The old actions of "Change" and "Change all" from Ubuntu 12 ERA is more appropriate than Correct and Correct All from the Ubuntu 18 ERA. Correct has the same confusion as right. e.g.Turn right here. Right, That's were "correct" is appropriate. Correct has Two meanings. One is "Don;t do anything". it;s the right way. or Make a correction. "Change" and "Change all" is not ambiguous. "Correct" and "Correct All" is.
Changed eight years ago with this patch https://gerrit.libreoffice.org/c/core/+/1541/. Samuel, Miklos: please comment since the patch back then has no ticket as reference.
And to make it worse, the gerrit upgrade erased the comment I posted to that review, so I don't know what was the argument back then, to evaluate if that still holds today or not. :-/ Given that, I don't mind either way.
(In reply to Heiko Tietze from comment #1) > Changed eight years ago with this patch > https://gerrit.libreoffice.org/c/core/+/1541/. Samuel, Miklos: please > comment since the patch back then has no ticket as reference. Please consult with native English speakers which is the better wording. What is written in comment 0 seems to make sense, but I am not the one to judge :)
There not a dedicated group of native English speakers to consult for button labeling, I think :-(. What would approach it, would be the translation team. Where topic mostly about translatability. Which also an topic of concern in this matter. Possibly documentation/help having an opinion too? Always struggling with the contacts in those area's. Adding - rather arbitrary - Jean-Baptiste Faure to CC (primarily regarding translation aspect)
We lable for clarity of the action. As a button action 'Correct' is a simple verb acting on an object, or a transitive verb. We are correcting an error. In adjectival form it would be oposite of the button action, meaning to ignore an error. The is no ambiguity as the spell check is for making corrections. Also here--correct as opposed to change--is the precise action the button will apply. I would not alter it.
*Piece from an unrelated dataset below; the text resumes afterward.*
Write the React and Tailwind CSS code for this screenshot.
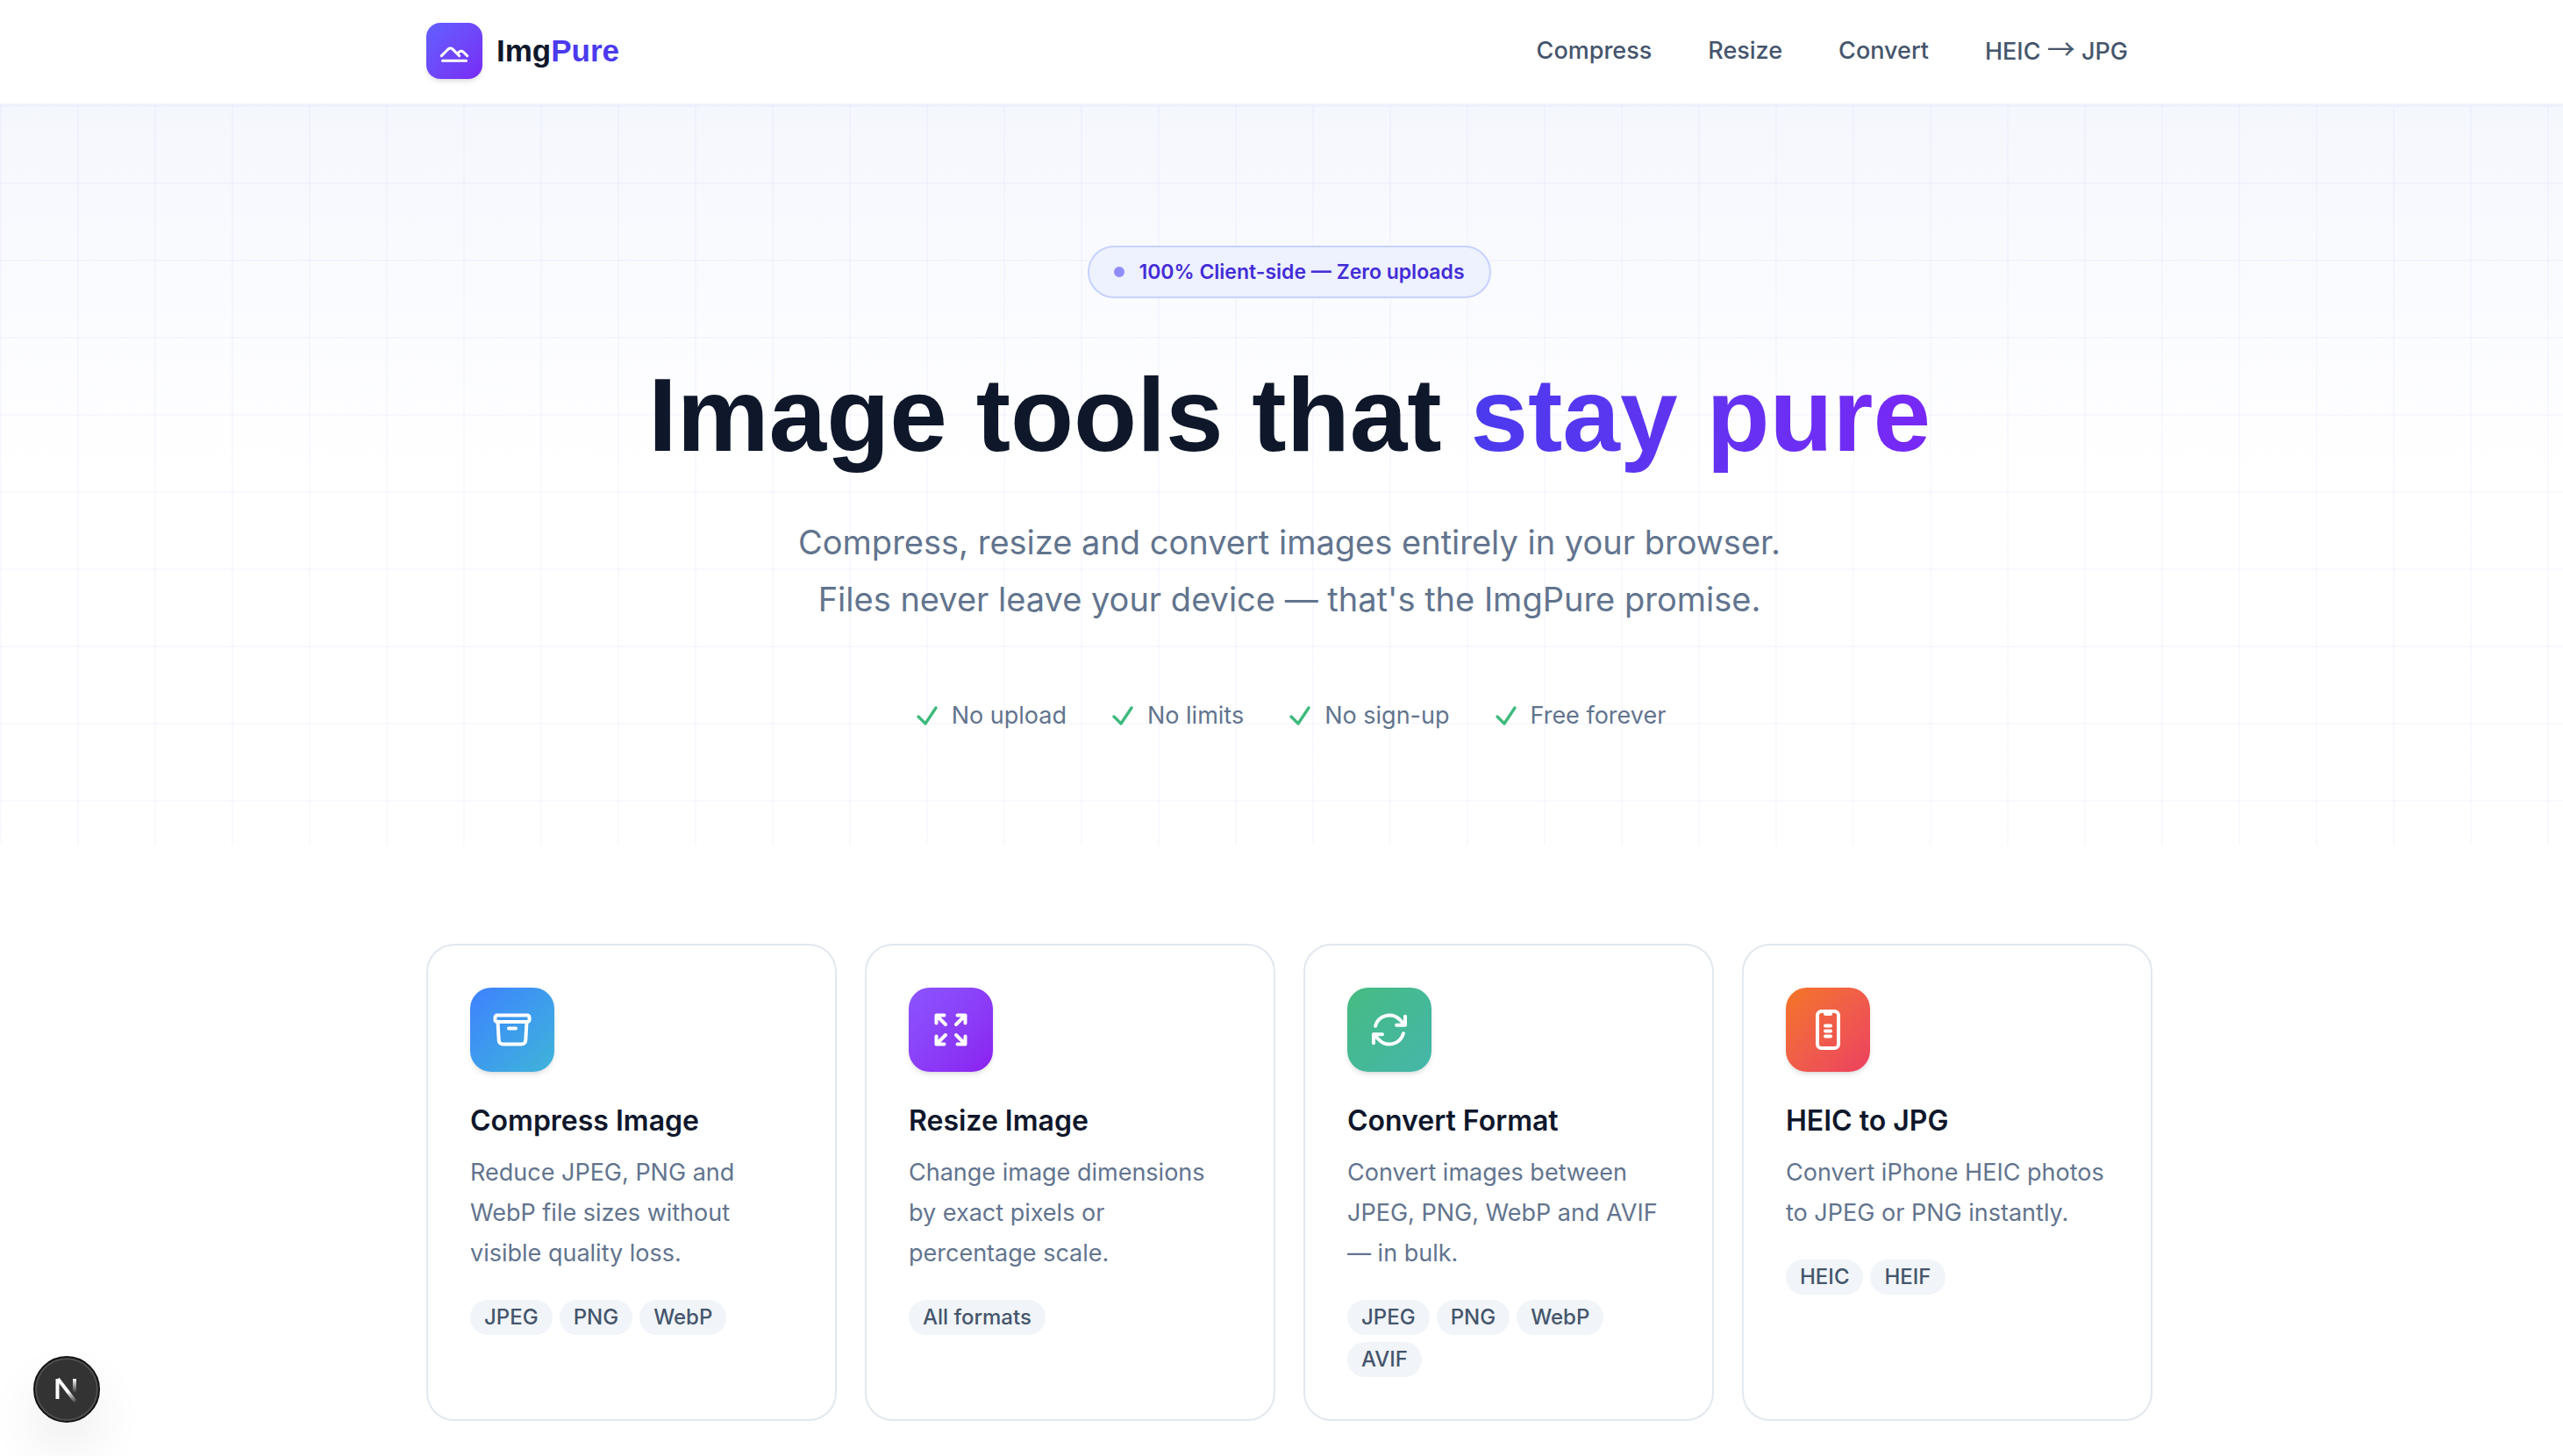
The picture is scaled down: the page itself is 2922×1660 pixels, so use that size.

(In reply to V Stuart Foote from comment #5) > We lable for clarity of the action. As a button action 'Correct' is a simple > verb acting on an object, or a transitive verb. We are correcting an error. > > In adjectival form it would be oposite of the button action, meaning to > ignore an error. The is no ambiguity as the spell check is for making > corrections. > > Also here--correct as opposed to change--is the precise action the button > will apply. > > I would not alter it. Looking a the competition, it might be 'change all'. I'm personally more inclined to the view of the OP, reading it as more natural. Correct can 'correct' something without being 'correct' in the context given. What you do is change this for that based on the suggestion. However I'm not native English speaker and surely no authority on the matter
A fair bit of "Bike shedding" here. Will close this out as WF. Labeling is correct, with no improvement in clarity should it be altered as the spell check is fundamentally for making corrections. Oh, and I am a native speaker of Englins (en-US), but frankly many of the collaborators here have equally strong grasp of English grammar. -- Stuart
(In reply to V Stuart Foote from comment #7) > A fair bit of "Bike shedding" here. Will close this out as WF. > > Labeling is correct, with no improvement in clarity should it be altered as > the spell check is fundamentally for making corrections. > > Oh, and I am a native speaker of Englins (en-US), but frankly many of the > collaborators here have equally strong grasp of English grammar. -- Stuart I'm always bit troubled with the bike-shedding part. The point can be valid but at the same time is easy argument to be used as "knockdown argument". The problem started because it god silently changed - without a ticket - without (actual) consultation. And the few notes there where got lost.. [And silent changes is pretty good way of avoiding discussion] Also being a bike-shedding topic is relative to the expertise ;-). If someone studied "Linguistics" this being more important to them. I have to admit. A change causes lots of issues at Translation/Documentation. And not many users have complained..
(In reply to Telesto from comment #8) > > The problem started because it god silently changed - without a ticket - > without (actual) consultation. And the few notes there where got lost.. > [And silent changes is pretty good way of avoiding discussion] > That was in Jan 2013! Not like it is anything new or recent. Changing the lable now does nothing valid and does cause churn in the l10n efforts. Taking about it endlessly is the definition of "bike shedding", other substantive issues to move on to.